The modified β cells within the device were able to be reused for several weeks and capable of rapidly restoring normal glycemic levels in mice.

A wearable, wireless device has been developed that uses an electric current to directly control gene expression. The device, which has been tested in mice, suggests that medical implants could be switched on and off using electronic devices outside the body. [Katja Schubert, after Krawczyk et al., Science 2020]
The Basel-based scientists have a wealth of experience in developing genetic networks and implants that respond to specific physiological states of the body, such as blood lipid levels that are too high or blood sugar levels that are too low. Although such networks respond to biochemical stimuli, they can also be controlled by alternative, external influences like light—as in optogenetic applications, which use precise wavelengths of light as a means to control cell function remotely.

Similarly, electrogenetic applications may use electrical stimulation to directly influence the expression of voltage-dependent receptors in electrosensitive designer cells. “We’ve wanted to directly control gene expression using electricity for a long time; now we’ve finally succeeded,” Fussenegger said.
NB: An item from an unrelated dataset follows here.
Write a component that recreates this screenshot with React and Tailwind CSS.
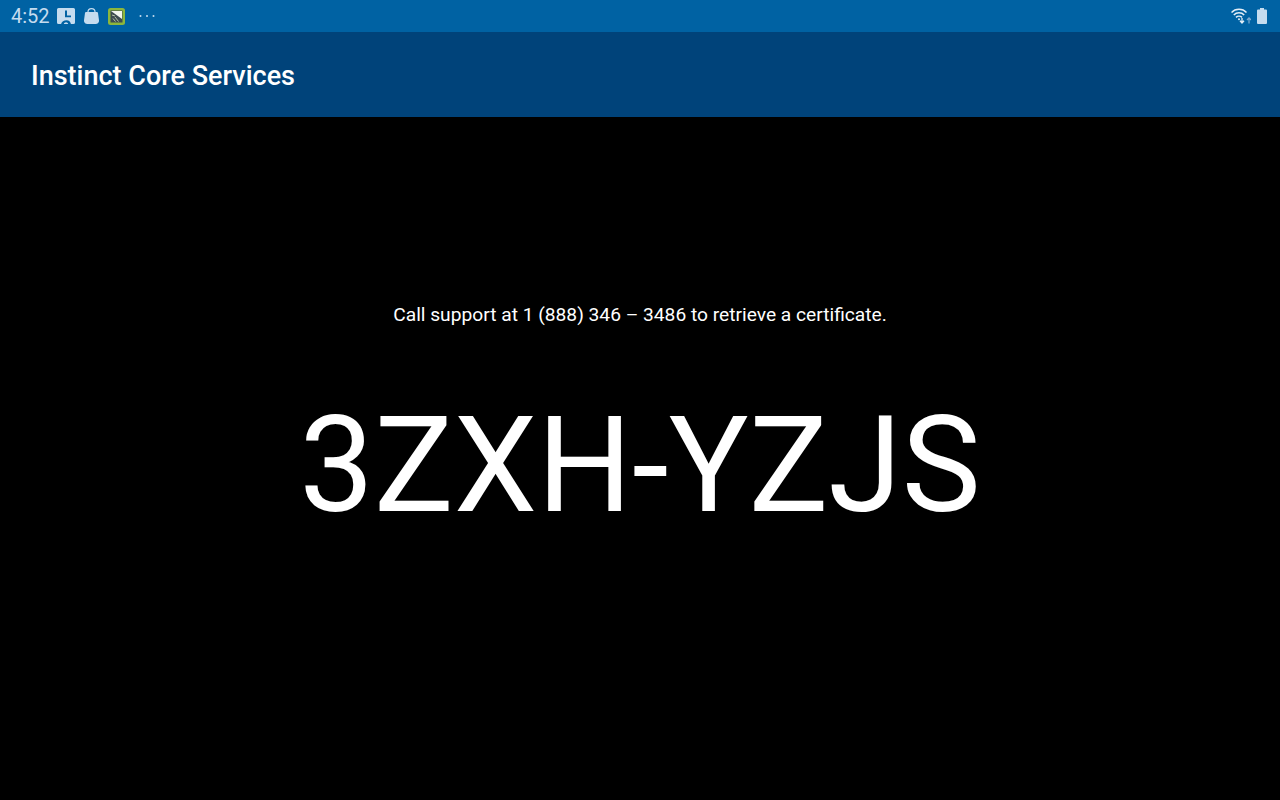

The implant the researchers have designed is made up of several parts. On one side, it has a printed circuit board (PCB) that accommodates the receiver and control electronics; on the other is a capsule containing human cells. Connecting the PCB to the cell container is a tiny cable.

A radio signal from outside the body activates the electronics in the implant, which then transmits electrical signals directly to the cells. The electrical signals stimulate a special combination of calcium and potassium channels; in turn, this triggers a signaling cascade in the cell that controls the insulin gene. Subsequently, the cellular machinery loads the insulin into vesicles that the electrical signals cause to fuse with the cell membrane, releasing the insulin within a matter of minutes.

Fussenegger sees several advantages in this latest development. “Our implant could be connected to the cyber universe,” he explained. Doctors or patients could use an app to intervene directly and trigger insulin production, something they could also do remotely over the internet as soon as the implant has transmitted the requisite physiological data. “A device of this kind,” Fussenegger continued, “would enable people to be fully integrated into the digital world and become part of the Internet of Things—or even the Internet of the Body.”

When asked about the potential risk of attacks by hackers, he drew a comparison to pacemakers: “People already wear pacemakers that are theoretically vulnerable to cyberattacks, but these devices have sufficient protection. That’s something we would have to incorporate in our implants, too.”

As things stand, the greatest challenge he sees is on the genetic side of things. To ensure that no damage is caused to the cells and genes, he and his group need to conduct further research into the maximum current that can be used. The researchers must also optimize the connection between the electronics and the cells.

And a final hurdle to overcome is finding a new, easier, and more convenient way to replace the cells used in the implant, something that must be done approximately every three weeks. For their experiments, Fussenegger and his team of researchers attached two filler necks to their prototype in order to replace the cells; they want to find a more practical solution.

Before their system can be used in humans, however, it must still pass a whole series of clinical tests.